Generations of history textbooks have assumed two things about the history of civilizations:
- Human civilization is a relatively new phenomena, originating in the Fertile Crescent sometime around 3500 B.C.
- Human civilization developed largely because of an increase in technical skill which allowed for plowing, increase of production, storage, etc.
I have never liked the second assumption. It seems so easy for us to make it, for it reflects our bias perfectly. Toynbee wrote of the predilections of western civilization,
The Hellenic civilization displays a manifest tendency towards a predominantly aesthetic rubric for orienting and defining itself. The Hellenic tendency to view life as a whole distinctively in such terms that the ancient Greek adjective “kalos,” which denotes what is aesthetically beautiful, is used in addition to describe what is morally good. In other words, Greek concepts of beauty and morality . . . were indistinguishable.
When we come to our own western civilization we find no difficulty discovering our own bent or bias. It is, of course, a penchant towards machinery: a concentration of interest and effort upon applying discoveries of Natural Science to material purposes through the creation of social-clockwork devices, i.e. steam engines, motor cars, but also social engines like representative governments and military mobilizations.
We sometimes talk as if this appetite for mechanics was a quite recent occurrence in western civilization . . . But this is precisely how westerners were viewed by the courts in Japan and China [in the early 1800’s]–as “barbarians” redeemed partially by our manifest and outsized technical ability. The Byzantine princess Anna Comnena had the same impression of the first crusaders in 1099 A.D. She called their crossbow a “devilish construction” that, while ingenious in its mechanics, fitted perfectly the barbarians who wielded it . . .

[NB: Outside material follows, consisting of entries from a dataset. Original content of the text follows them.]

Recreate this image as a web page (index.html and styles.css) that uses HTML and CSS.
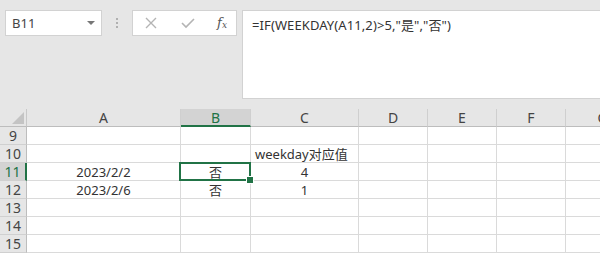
FILE: index.html
```html
<!DOCTYPE html>
<html lang="zh-CN">
<head>
    <meta charset="UTF-8">
    <title>WEEKDAY</title>
    <link rel="stylesheet" href="styles.css">
</head>
<body>
    <div class="toolbar">
        <div class="name-box">
            <span>B11</span>
            <span class="caret"></span>
        </div>
        <div class="grip"><i></i><i></i><i></i></div>
        <div class="fx-box">
            <svg width="14" height="14" viewBox="0 0 14 14"><path d="M2 2 L12 12 M12 2 L2 12" stroke="#b4b4b4" stroke-width="1.4" fill="none"/></svg>
            <svg width="16" height="14" viewBox="0 0 16 14"><path d="M2 7 L6 11 L14 3" stroke="#b4b4b4" stroke-width="1.6" fill="none"/></svg>
            <span class="fx">f<sub>x</sub></span>
        </div>
        <div class="formula">=IF(WEEKDAY(A11,2)&gt;5,"是","否")</div>
    </div>

    <div class="sheet">
        <div class="corner"><span class="tri"></span></div>
        <div class="col-head">A</div>
        <div class="col-head active">B</div>
        <div class="col-head">C</div>
        <div class="col-head">D</div>
        <div class="col-head">E</div>
        <div class="col-head">F</div>
        <div class="col-head">G</div>

        <div class="row-head">9</div>
        <div class="cell"></div><div class="cell"></div><div class="cell"></div><div class="cell"></div><div class="cell"></div><div class="cell"></div><div class="cell"></div>

        <div class="row-head">10</div>
        <div class="cell"></div><div class="cell"></div><div class="cell left">weekday对应值</div><div class="cell"></div><div class="cell"></div><div class="cell"></div><div class="cell"></div>

        <div class="row-head active">11</div>
        <div class="cell center">2023/2/2</div><div class="cell center selected">否</div><div class="cell center">4</div><div class="cell"></div><div class="cell"></div><div class="cell"></div><div class="cell"></div>

        <div class="row-head">12</div>
        <div class="cell center">2023/2/6</div><div class="cell center">否</div><div class="cell center">1</div><div class="cell"></div><div class="cell"></div><div class="cell"></div><div class="cell"></div>

        <div class="row-head">13</div>
        <div class="cell"></div><div class="cell"></div><div class="cell"></div><div class="cell"></div><div class="cell"></div><div class="cell"></div><div class="cell"></div>

        <div class="row-head">14</div>
        <div class="cell"></div><div class="cell"></div><div class="cell"></div><div class="cell"></div><div class="cell"></div><div class="cell"></div><div class="cell"></div>

        <div class="row-head">15</div>
        <div class="cell"></div><div class="cell"></div><div class="cell"></div><div class="cell"></div><div class="cell"></div><div class="cell"></div><div class="cell"></div>
    </div>
</body>
</html>
```

FILE: styles.css
```css
* {
    margin: 0;
    padding: 0;
    box-sizing: border-box;
}

body {
    width: 600px;
    height: 255px;
    overflow: hidden;
    background: #fff;
    font-family: "Noto Sans", "Noto Sans CJK SC", sans-serif;
    color: #333;
}

/* barre de formule */
.toolbar {
    height: 109px;
    background: #e6e6e6;
    display: flex;
    align-items: flex-start;
    padding: 10px 0 0 5px;
}

.name-box {
    flex-shrink: 0;
    width: 97px;
    height: 26px;
    background: #fff;
    border: 1px solid #d2d2d2;
    display: flex;
    align-items: center;
    justify-content: space-between;
    padding: 0 6px 0 6px;
    font-size: 13px;
    color: #444;
}

.caret {
    width: 0;
    height: 0;
    border-left: 4px solid transparent;
    border-right: 4px solid transparent;
    border-top: 4px solid #777;
}

.grip {
    flex-shrink: 0;
    width: 30px;
    height: 26px;
    display: flex;
    flex-direction: column;
    align-items: center;
    justify-content: center;
    gap: 2px;
}

.grip i {
    width: 2px;
    height: 2px;
    background: #b0b0b0;
}

.fx-box {
    flex-shrink: 0;
    width: 105px;
    height: 26px;
    background: #fff;
    border: 1px solid #d2d2d2;
    display: flex;
    align-items: center;
    justify-content: space-between;
    padding: 0 9px 0 11px;
}

.fx {
    font-family: "DejaVu Serif", serif;
    font-style: italic;
    font-size: 13px;
    color: #555;
    line-height: 1;
}

.fx sub {
    font-size: 9px;
    vertical-align: -1px;
}

.formula {
    flex: 1;
    height: 89px;
    margin-left: 5px;
    background: #fff;
    border: 1px solid #d2d2d2;
    border-right: none;
    padding: 4px 0 0 9px;
    font-size: 13px;
    letter-spacing: 0.1px;
    color: #333;
    white-space: nowrap;
}

/* feuille */
.sheet {
    display: grid;
    width: 600px;
    overflow: hidden;
    grid-template-columns: 27px 154px 70px 108px 69px 69px 69px 74px;
    grid-auto-rows: 18px;
    font-size: 13px;
}

.corner {
    background: #e6e6e6;
    border-right: 1px solid #c8c8c8;
    border-bottom: 1px solid #bdbdbd;
    display: flex;
    align-items: flex-end;
    justify-content: flex-end;
    padding: 0 2px 2px 0;
}

.tri {
    width: 0;
    height: 0;
    border-left: 12px solid transparent;
    border-bottom: 12px solid #c4c4c4;
}

.col-head {
    background: #e6e6e6;
    border-right: 1px solid #cfcfcf;
    border-bottom: 1px solid #bdbdbd;
    display: flex;
    align-items: center;
    justify-content: center;
    font-size: 14px;
    color: #444;
}

.col-head.active {
    background: #d3d3d3;
    border-bottom: 2px solid #217346;
    color: #217346;
}

.row-head {
    background: #e6e6e6;
    border-right: 1px solid #bdbdbd;
    border-bottom: 1px solid #d0d0d0;
    display: flex;
    align-items: center;
    justify-content: center;
    font-size: 14px;
    color: #444;
}

.row-head.active {
    background: #d3d3d3;
    border-right: 2px solid #217346;
    color: #217346;
}

.cell {
    border-right: 1px solid #dadada;
    border-bottom: 1px solid #dadada;
    display: flex;
    align-items: center;
    white-space: nowrap;
    color: #333;
}

.cell.center {
    justify-content: center;
}

.cell.left {
    padding-left: 4px;
}

.cell.selected {
    position: relative;
}

.cell.selected::after {
    content: '';
    position: absolute;
    top: -1px;
    left: -2px;
    right: -1px;
    bottom: -1px;
    border: 2px solid #217346;
}

.cell.selected::before {
    content: '';
    position: absolute;
    right: -4px;
    bottom: -4px;
    width: 6px;
    height: 6px;
    background: #217346;
    border: 1px solid #fff;
    z-index: 1;
}
```
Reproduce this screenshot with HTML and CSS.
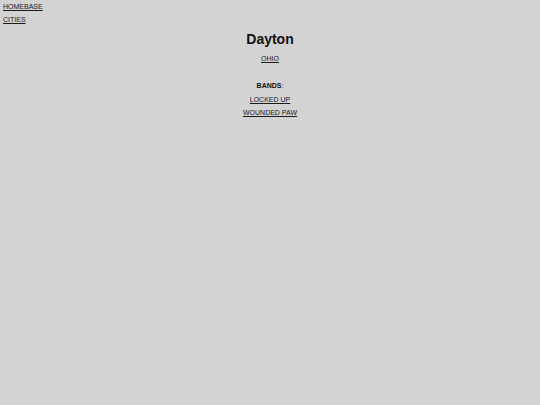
FILE: index.html
```html
<!DOCTYPE html>
<html>
<head>
<meta charset="utf-8">
<link rel="stylesheet" href="styles.css">
</head>
<body>
<nav class="nav">
  <a href="#" class="nav-link">HOMEBASE</a>
  <a href="#" class="nav-link">CITIES</a>
</nav>
<main class="city">
  <h1 class="city-name">Dayton</h1>
  <a href="#" class="link">OHIO</a>
  <div class="bands">
    <div class="bands-label"><b>BANDS</b>:</div>
    <a href="#" class="link">LOCKED UP</a>
    <a href="#" class="link">WOUNDED PAW</a>
  </div>
</main>
</body>
</html>
```
FILE: styles.css
```css
html, body {
  margin: 0;
  padding: 0;
  background: #d3d3d3;
  font-family: "Liberation Sans", Arial, sans-serif;
  font-size: 7px;
  color: #111;
}
body {
  padding: 0 3px;
  height: 405px;
  box-sizing: border-box;
}
.nav {
  display: flex;
  flex-direction: column;
  align-items: flex-start;
}
.nav-link, .link {
  color: #1a1a1a;
  text-decoration: underline;
  line-height: 13px;
}
.nav-link {
  height: 13px;
}
.city {
  display: flex;
  flex-direction: column;
  align-items: center;
  margin-top: 4px;
}
.city-name {
  font-size: 14px;
  font-weight: bold;
  margin: 0;
  line-height: 18px;
}
.city > .link {
  margin-top: 4px;
}
.bands {
  margin-top: 14px;
  display: flex;
  flex-direction: column;
  align-items: center;
}
.bands-label {
  line-height: 14px;
}
.bands .link {
  line-height: 13px;
}
```
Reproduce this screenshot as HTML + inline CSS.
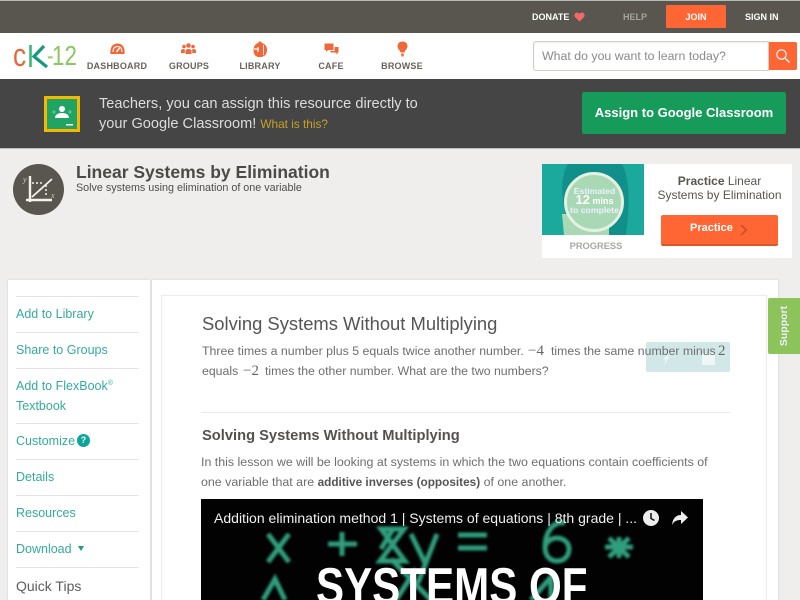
<!DOCTYPE html>
<html><head><meta charset="utf-8"><style>
html,body{margin:0;padding:0}
body{width:800px;height:600px;overflow:hidden;position:relative;background:#efeeec;font-family:"Liberation Sans",sans-serif}
div,span.a,svg.a,a{position:absolute;white-space:nowrap}
.nav{font-size:9px;font-weight:bold;color:#66635e;top:61px;line-height:10px;text-align:center;width:80px;letter-spacing:.2px}
.top{font-size:9px;font-weight:bold;color:#fff;top:12px;line-height:11px}
.side{left:16px;font-size:12.5px;color:#35ab9d;line-height:16px}
.hr{left:16px;width:123px;height:1px;background:#e4e4e2}
.p{font-size:12.3px;color:#6e6e6e;line-height:16px}
.m{font-family:"Liberation Serif",serif;font-size:15px;color:#666;line-height:16px}
</style></head><body>
<div style="left:0;top:0;width:800px;height:33px;background:#59564f;border-top:1px solid #bbb;box-sizing:border-box"></div>
<div class="top" style="left:532px">DONATE</div>
<svg class="a" style="left:574px;top:12px" width="11" height="10" viewBox="0 0 11 10"><path d="M5.500 9.500L1 5C-.5 3 1 .5 3 .5c1.200 0 2 .7 2.500 1.500C6 1.200 6.800.5 8 .5c2 0 3.500 2.500 2 4.500z" fill="#f2686a"/></svg>
<div class="top" style="left:623px;color:#a5a39e">HELP</div>
<div style="left:666px;top:5px;width:60px;height:23px;background:#ff6633;border-radius:1px"></div>
<div class="top" style="left:666px;width:60px;text-align:center">JOIN</div>
<div class="top" style="left:745px">SIGN IN</div>

<div style="left:0;top:33px;width:800px;height:46px;background:#fff"></div>
<div style="left:13px;top:36px;font-size:32px;line-height:38px;color:#e8663c;transform:scaleX(.82);transform-origin:left top">c</div>
<svg class="a" style="left:28px;top:44px" width="20" height="24" viewBox="0 0 20 24"><path d="M2.500 1v22" stroke="#3cb878" stroke-width="2.600" fill="none"/><path d="M16 2L6 12.500L19 23" stroke="#12997f" stroke-width="3.200" fill="none"/></svg>
<div style="left:47px;top:39px;font-size:28px;line-height:34px;color:#9ccf78;transform:scaleX(.7);transform-origin:left top">-</div>
<div style="left:52px;top:39px;font-size:28px;line-height:34px;color:#8cc665;transform:scaleX(.8);transform-origin:left top">12</div>

<svg class="a" style="left:110px;top:43px" width="15" height="12" viewBox="0 0 15 12"><path d="M.5 11C-.5 3 4 .5 7.500.5S15.500 3 14.500 11z" fill="#f0673a"/><path d="M3 9C3 5 5 3.500 7.500 3.500S12 5 12 9" stroke="#fff" stroke-width="1" fill="none"/><path d="M6.500 9L9.500 5" stroke="#fff" stroke-width="1.500"/></svg>
<div class="nav" style="left:77px">DASHBOARD</div>
<svg class="a" style="left:181px;top:43px" width="15" height="11" viewBox="0 0 15 11"><circle cx="7.500" cy="2.500" r="2.300" fill="#f0673a"/><circle cx="3" cy="3.500" r="1.800" fill="#f0673a"/><circle cx="12" cy="3.500" r="1.800" fill="#f0673a"/><path d="M4.500 11V7.500C5 5.500 10 5.500 10.500 7.500V11zM0 10V7.500C.5 5.800 3 5.800 3.800 6.500V10zM15 10V7.500C14.500 5.800 12 5.800 11.200 6.500V10z" fill="#f0673a"/></svg>
<div class="nav" style="left:149px">GROUPS</div>
<svg class="a" style="left:253px;top:41px" width="14" height="16" viewBox="0 0 14 16"><path d="M6 .5h2l1 1.500c3 1 5 3 5 6.500 0 4-1.500 7-6 7.500H5C2 15.500 .5 12.500 .5 9 .5 5 2.500 3 5 2z" fill="#f0673a"/><path d="M1 8h5M5 6v5" stroke="#fff" stroke-width="1.200"/><path d="M10.500 4v10" stroke="#fff" stroke-width=".8"/></svg>
<div class="nav" style="left:220px">LIBRARY</div>
<svg class="a" style="left:324px;top:43px" width="15" height="13" viewBox="0 0 15 13"><path d="M.5.500h9v6.500H4L2 9V7H.5z" fill="#f0673a"/><path d="M10.500 4h4v5.500h-1v2l-2-2H6.500V8h4z" fill="#f0673a"/></svg>
<div class="nav" style="left:291px">CAFE</div>
<svg class="a" style="left:397px;top:41px" width="11" height="16" viewBox="0 0 11 16"><path d="M5.500.5C8.500.5 10.500 2.500 10.500 5c0 3-2.500 4-3 6.500h-4c-.5-2.500-3-3.500-3-6.500C.5 2.500 2.500.5 5.500.5zM4 12.500h3L6.500 15.500h-2z" fill="#f0673a"/></svg>
<div class="nav" style="left:362px">BROWSE</div>

<div style="left:533px;top:41px;width:236px;height:30px;background:#fff;border:1px solid #cfcdc4;border-radius:3px 0 0 3px;box-sizing:border-box;box-shadow:inset 0 1px 2px #eee"></div>
<div style="left:542px;top:48px;font-size:12.350px;line-height:16px;color:#8a8a8a">What do you want to learn today?</div>
<div style="left:769px;top:42px;width:28px;height:28px;background:#ff6633;border-radius:0 2px 2px 0"></div>
<svg class="a" style="left:775px;top:48px" width="16" height="16" viewBox="0 0 16 16"><circle cx="6.500" cy="6.500" r="4.700" stroke="#fff" stroke-width="1.100" fill="none"/><path d="M10 10l4.500 4.500" stroke="#fff" stroke-width="1.300"/></svg>

<div style="left:0;top:79px;width:800px;height:69px;background:#454545;border-bottom:1px solid #bdbdbd"></div>
<div style="left:44px;top:96px;width:36px;height:36px;background:#f5b700"></div>
<div style="left:47px;top:99px;width:30px;height:30px;background:#1fa463"></div>
<svg class="a" style="left:47px;top:99px" width="30" height="30" viewBox="0 0 30 30"><circle cx="15" cy="10" r="3" fill="#fff"/><path d="M8 19c0-4 4-5 7-5s7 1 7 5z" fill="#fff"/><circle cx="7" cy="13" r="1.600" fill="#62c08d"/><circle cx="23" cy="13" r="1.600" fill="#62c08d"/><rect x="19" y="25" width="7" height="1.500" fill="#fff"/></svg>
<div style="left:99px;top:94px;font-size:14.600px;line-height:20px;color:#ddd">Teachers, you can assign this resource directly to</div>
<div style="left:99px;top:114px;font-size:14.600px;line-height:20px;color:#ddd">your Google Classroom! <span style="font-size:11.800px;color:#c9a227">What is this?</span></div>
<div style="left:582px;top:92px;width:204px;height:42px;background:#169b5a;border-radius:2px;color:#fff;font-size:13px;font-weight:bold;line-height:42px;text-align:center">Assign to Google Classroom</div>

<div style="left:13px;top:164px;width:51px;height:51px;border-radius:50%;background:#59564f"></div>
<svg class="a" style="left:22px;top:172px" width="36" height="36" viewBox="0 0 36 36"><path d="M8 4v26M4 28h26" stroke="#f2f2ee" stroke-width="2.400" fill="none"/><path d="M10 25L30 7" stroke="#f2f2ee" stroke-width="1.800"/><path d="M10 11h11M24 13v12" stroke="#f2f2ee" stroke-width="1.500" stroke-dasharray="2 2" fill="none"/><text x="1" y="10" font-size="8" font-style="italic" font-family="Liberation Serif" fill="#ccc">y</text><text x="29" y="26" font-size="8" font-style="italic" font-family="Liberation Serif" fill="#ccc">x</text></svg>
<div style="left:76px;top:161px;font-size:17.500px;font-weight:bold;line-height:22px;color:#4b4a47">Linear Systems by Elimination</div>
<div style="left:76px;top:181px;font-size:10.750px;line-height:15px;color:#4f4e4b">Solve systems using elimination of one variable</div>

<div style="left:542px;top:164px;width:250px;height:94px;background:#fff"></div>
<div style="left:542px;top:164px;width:102px;height:71px;background:#1aa99c;overflow:hidden">
<svg class="a" style="left:0;top:0" width="102" height="71" viewBox="0 0 102 71"><path d="M26 0H80C88 15 88 40 84 71H28C24 50 14 20 26 0z" fill="#118f8b"/><path d="M20 50L22 71H67V50z" fill="#a9d9b4"/></svg>
<div style="left:22px;top:8px;width:60px;height:60px;border-radius:50%;background:#a9d9b4;border:3px solid #e6efe2;box-sizing:border-box"></div>
<div style="left:0;top:22px;width:105px;text-align:center;color:#eef;font-size:8.700px;font-weight:bold;line-height:10px">Estimated</div>
<div style="left:0;top:30px;width:105px;text-align:center;color:#fff;font-size:9px;font-weight:bold;line-height:12px"><span style="font-size:13px">12</span> mins</div>
<div style="left:0;top:41px;width:105px;text-align:center;color:#eef;font-size:8.700px;font-weight:bold;line-height:10px">to complete</div>
</div>
<div style="left:542px;top:241px;width:108px;text-align:center;font-size:9.300px;font-weight:bold;line-height:11px;color:#a8a7a3">PROGRESS</div>
<div style="left:647px;top:174px;width:145px;text-align:center;font-size:12px;line-height:15px;color:#58564f"><b>Practice</b> Linear</div>
<div style="left:647px;top:188px;width:145px;text-align:center;font-size:12px;line-height:15px;color:#58564f">Systems by Elimination</div>
<div style="left:661px;top:215px;width:117px;height:31px;background:#ff6633;border-bottom:2px solid #d9562c;border-radius:2px;box-sizing:border-box"></div>
<div style="left:690px;top:221px;font-size:11px;font-weight:bold;line-height:14px;color:#fff">Practice</div>
<svg class="a" style="left:739px;top:224px" width="9" height="12" viewBox="0 0 9 12"><path d="M1 1l5 5-5 5h2.500l5-5-5-5z" fill="#c9512a"/></svg>

<div style="left:8px;top:280px;width:142px;height:320px;background:#fff;box-shadow:0 0 2px #ccc"></div>
<div style="left:152px;top:280px;width:626px;height:320px;background:#fff;box-shadow:0 0 2px #ccc"></div>
<div style="left:161px;top:295px;width:606px;height:305px;background:#fff;border:1px solid #ebebe9;box-sizing:border-box;border-bottom:0"></div>

<div class="hr" style="top:296px"></div>
<div class="side" style="top:306px">Add to Library</div>
<div class="hr" style="top:332px"></div>
<div class="side" style="top:342px">Share to Groups</div>
<div class="hr" style="top:368px"></div>
<div class="side" style="top:378px">Add to FlexBook<sup style="font-size:7px;line-height:0">®</sup></div>
<div class="side" style="top:398px">Textbook</div>
<div class="hr" style="top:423px"></div>
<div class="side" style="top:433px">Customize</div>
<div style="left:77px;top:434px;width:13px;height:13px;border-radius:50%;background:#0ba59a;color:#fff;font-size:9px;font-weight:bold;line-height:13px;text-align:center">?</div>
<div class="hr" style="top:459px"></div>
<div class="side" style="top:469px">Details</div>
<div class="hr" style="top:495px"></div>
<div class="side" style="top:505px">Resources</div>
<div class="hr" style="top:531px"></div>
<div class="side" style="top:541px">Download</div>
<svg class="a" style="left:78px;top:546px" width="6" height="5" viewBox="0 0 6 5"><path d="M0 0h6L3 5z" fill="#1d9c8f"/></svg>
<div class="hr" style="top:567px"></div>
<div style="left:16px;top:577px;font-size:14px;line-height:18px;color:#5d5d5d">Quick Tips</div>

<div style="left:202px;top:313px;font-size:18.400px;line-height:22px;color:#555">Solving Systems Without Multiplying</div>
<div style="left:646px;top:342px;width:84px;height:30px;background:#d2e8e8;border-radius:2px"></div>
<svg class="a" style="left:660px;top:350px" width="60" height="16" viewBox="0 0 60 16"><path d="M4 15l2-6-3 1 6-8-2 5 3-1z" fill="#eef6f6"/><rect x="42" y="3" width="13" height="12" fill="#eef6f6"/></svg>
<div class="p" style="left:202px;top:343px;font-size:12.350px">Three times a number plus 5 equals twice another number.</div>
<div class="m" style="left:528px;top:343px">−4</div>
<div class="p" style="left:551px;top:343px">times the same number minus</div>
<div class="m" style="left:718px;top:343px">2</div>
<div class="p" style="left:202px;top:363px">equals</div>
<div class="m" style="left:243px;top:363px">−2</div>
<div class="p" style="left:265px;top:363px">times the other number. What are the two numbers?</div>
<div style="left:201px;top:412px;width:529px;height:1px;background:#e8e8e6"></div>
<div style="left:202px;top:427px;font-size:14.700px;font-weight:bold;line-height:18px;color:#535250">Solving Systems Without Multiplying</div>
<div class="p" style="left:201px;top:454px;font-size:12.420px">In this lesson we will be looking at systems in which the two equations contain coefficients of</div>
<div class="p" style="left:201px;top:474px;font-size:12.420px">one variable that are <b style="color:#555;font-size:11.800px">additive inverses (opposites)</b> of one another.</div>

<div style="left:201px;top:499px;width:502px;height:101px;background:#020202;overflow:hidden">
<svg class="a" style="left:0;top:0" width="502" height="101" viewBox="0 0 502 101"><g fill="none" stroke="#2f9e7d" stroke-width="5" style="filter:blur(1.200px)">
<path d="M67 35L88 63M88 35L67 63"/>
<path d="M127 45H156M141 33V57"/>
<path d="M180 30H203L179 62H204zM180 50L192 30"/>
<path d="M210 35L224 64M236 35L217 84"/>
<path d="M257 36H286M257 49H286"/>
<path d="M364 24C350 22 344 36 344 48C344 58 350 62 356 62C364 62 368 56 368 50C368 43 362 39 356 39C350 39 345 43 344 48"/>
<path d="M404 48H432M408 39L428 58M428 39L408 58M418 38V59"/>
<path d="M62 101L74 80L84 101"/>
<path d="M190 60L230 101M195 101L215 70M330 101L350 78V101"/>
</g></svg>
<div style="left:13px;top:10px;font-size:14.030px;line-height:18px;color:#f0f0f0">Addition elimination method 1 | Systems of equations | 8th grade | ...</div>
<svg class="a" style="left:441px;top:10px" width="18" height="18" viewBox="0 0 18 18"><circle cx="9" cy="9" r="8" fill="#eee"/><path d="M9 4v5.500l3.500 2" stroke="#111" stroke-width="1.500" fill="none"/></svg>
<svg class="a" style="left:470px;top:11px" width="18" height="16" viewBox="0 0 18 16"><path d="M10 1l7 6.500-7 6.500V10C6 10 3 11 1 15 1.500 9 4.500 5 10 5z" fill="#eee"/></svg>
<div style="left:115px;top:58px;font-size:52px;font-weight:bold;line-height:60px;color:#fff;transform:scaleX(.81);transform-origin:left top">SYSTEMS OF</div>
</div>

<div style="left:768px;top:298px;width:32px;height:56px;background:#8cc35a;border-radius:2px 0 0 2px"></div>
<div style="left:756px;top:319px;width:56px;height:14px;line-height:14px;text-align:center;color:#eef;font-size:10.500px;font-weight:bold;transform:rotate(-90deg)">Support</div>
</body></html>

Though I find James Burke’s Connections series entertaining, he too makes the same assumptions about the development of civilization. What brings people together for Burke is tools, food, and political organization. Our “appetite for mechanics” has us assume that others had the same appetite.
Recent finds at the enigmatic site of Gobekli Tepe look to possibly overthrow both of the common assumptions.
Essentially, the site contains precision stone work thousands of years before the Egyptians supposedly invented working with stone. Not only that, we have no evidence of any habitations near the site-it appears to be the only structure at all in the vicinity. Add to this, the site appears to have no “practical” purpose to it. Most think it served as a place of worship. A recent article reads,
. . . these new findings suggest a novel theory of civilization. Scholars have long believed that only after people learned to farm and live in settled communities did they have the time, organization and resources to construct temples and support complicated social structures. But Schmidt argues it was the other way around: the extensive, coordinated effort to build the monoliths literally laid the groundwork for the development of complex societies.
Any student of ancient history will almost immediately realize that the ancients did not share our passion for mechanics, and surmise that the origins of civilization lies elsewhere. But common sense will suffice for anyone lacking such rudimentary knowledge. Common love of something draws people together and creates relationships. Common needs may bring people together temporarily. Common loves will sustain and likely originate such relationships. We all experience this. We are what we worship.*
Others suggest that the Gobeckli-Tepe site dates just after what appears to be a cataclysmic flood–perhaps caused by large meteors striking the polar ice-caps. Those that built Gobeckli-Tepe may have been, in fact, transferring technology from a previous, post-flood civilization. It is striking that the first thing they do, then, is to build a religious temple.
I should stress that these remain theories, but I find them an exciting indication of a reworking of our theories of the past.
Gobekli Tepe may rouse the historical/archaeological community to rethink their views of the past, and I welcome this. But we should realize that such a shift would not lead to a discovery of something new about mankind, but something as old as the world itself.
Dave
*This helps explain why most moderns judge those like Charlemagne so harshly. How can he insist on a common faith of those he governs? Not only does it fly against our sense of individual rights, it seems so unnecessary. Didn’t Charlemagne know that starting in the late 18th century we decided that a shared use of certain technological tools creates stable societies, and not religion?
We may scoff at those who fight over religious belief. But western powers have fought over natural resources that will allow us to create more technological tools, or more powerful tools, and so on. Maybe ‘technological advancement’ functions like a religion for much of the modern west.
Maybe all wars can be boiled down to religious belief.